Yugoslav Army Reshuffle Likely
The United States Tuesday called Serbian parliamentary elections an "important milestone" in the democratic transition of Serbia and congratulated the Democratic Opposition on its electoral victory.
Also Tuesday, reformers took new and bold steps to assert their control over the country, with Yugoslavia's top defense body replacing the chief of the Yugoslav army in Montenegro, the first removal of a senior military figure in the post-Milosevic era, according to a source.
The source confirmed a report in a Montenegrin daily which said the council, chaired by Yugoslav President Vojislav Kostunica, decided at a session in Belgrade Monday to replace three senior military officials.
Daily Pobjeda said they were Second Army commander General Milorad Obradovic, navy chief Admiral Milan Zec and military airport commander Colonel Luka Kastratovic.
Kostunica's office had no immediate comment on the story or a similar report in another Montenegrin daily.

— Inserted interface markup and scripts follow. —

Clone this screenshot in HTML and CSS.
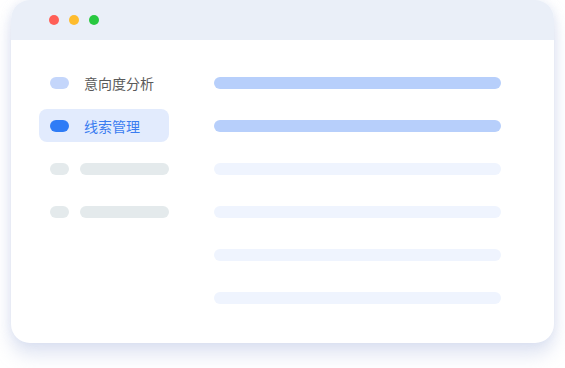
FILE: index.html
```html
<!DOCTYPE html>
<html>
    <head>
        <title>线索管理</title>
        <link rel="stylesheet" href="styles.css">
    </head>
    <body>
        <div class="window">
            <div class="titlebar">
                <span class="dot red"></span>
                <span class="dot yellow"></span>
                <span class="dot green"></span>
            </div>
            <div class="content">
                <ul class="menu">
                    <li class="menu-item">
                        <span class="pill"></span>
                        <span class="label">意向度分析</span>
                    </li>
                    <li class="menu-item active">
                        <span class="pill"></span>
                        <span class="label">线索管理</span>
                    </li>
                    <li class="menu-item">
                        <span class="pill grey"></span>
                        <span class="line"></span>
                    </li>
                    <li class="menu-item">
                        <span class="pill grey"></span>
                        <span class="line"></span>
                    </li>
                </ul>
                <div class="bars">
                    <div class="bar strong"></div>
                    <div class="bar strong"></div>
                    <div class="bar"></div>
                    <div class="bar"></div>
                    <div class="bar"></div>
                    <div class="bar"></div>
                </div>
            </div>
        </div>
    </body>
</html>
```

FILE: styles.css
```css
body {
  margin: 0;
  padding-bottom: 25px;
  background: #fff;
  font-family: "Noto Sans CJK SC", "Noto Sans", sans-serif;
}

.window {
  margin-left: 11px;
  width: 543px;
  height: 343px;
  border-radius: 19px;
  background: #fff;
  overflow: hidden;
  box-shadow: 0 12px 18px rgba(178, 190, 226, 0.4), 0 0 10px rgba(200, 208, 236, 0.35);
}

.titlebar {
  height: 40px;
  background: #eaeff8;
  display: flex;
  align-items: center;
  padding-left: 38px;
  gap: 10px;
}

.dot {
  width: 10px;
  height: 10px;
  border-radius: 50%;
}

.red { background: #ff5f57; }
.yellow { background: #febc2e; }
.green { background: #28c840; }

.content {
  display: flex;
  padding: 26px 0 0 28px;
  gap: 45px;
}

.menu {
  list-style: none;
  margin: 0;
  padding: 0;
  width: 130px;
  display: flex;
  flex-direction: column;
  gap: 10px;
}

.menu-item {
  height: 33px;
  border-radius: 8px;
  display: flex;
  align-items: center;
  padding-left: 11px;
}

.menu-item.active {
  background: #e2ebfd;
}

.pill {
  width: 19px;
  height: 12px;
  border-radius: 6px;
  background: #c4d6fb;
  flex: none;
}

.active .pill {
  background: #2f7cf6;
}

.pill.grey {
  background: #e4eaec;
}

.label {
  margin-left: 15px;
  font-size: 14px;
  color: #5a5a5a;
}

.active .label {
  color: #3a7cf0;
}

.line {
  margin-left: 11px;
  width: 89px;
  height: 12px;
  border-radius: 6px;
  background: #e4eaec;
}

.bars {
  display: flex;
  flex-direction: column;
  gap: 31px;
  padding-top: 11px;
}

.bar {
  width: 287px;
  height: 12px;
  border-radius: 6px;
  background: #eff4fe;
}

.bar.strong {
  background: #b7cffb;
}
```
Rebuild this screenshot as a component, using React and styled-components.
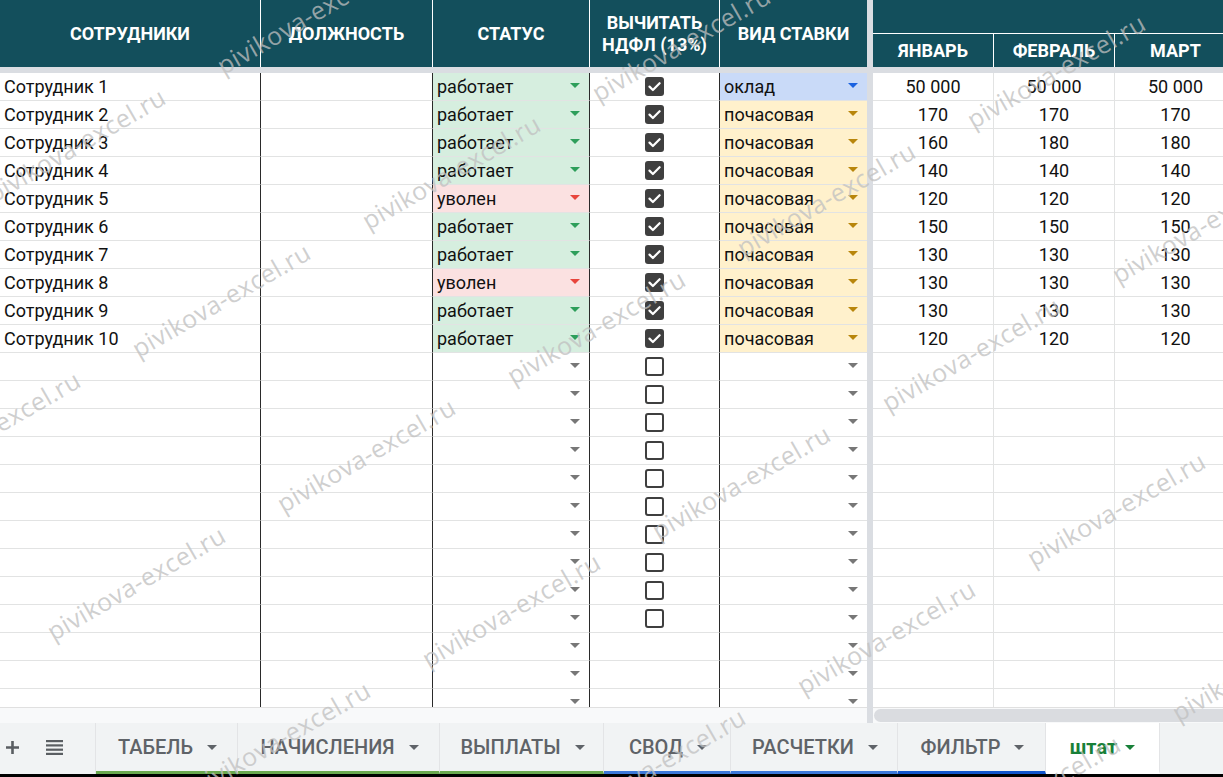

In polls hailed by international observers as free and fair, in contrast to manipulated elections under former President Slobodan Milosevic, the Democratic Opposition of Serbia alliance, which backs Kostunica, won around 65 percent of the vote.
"The United States congratulates the Democratic Opposition of Serbia on their victory in Saturday's election for the Serbia parliament," U.S. State Department spokesman Philip Reeker said in a statement released on Monday.
The election result fits well with the U.S. Balkan policy of reducing the influence of Milosevic and integrating Serbia into the rest of southeastern Europe.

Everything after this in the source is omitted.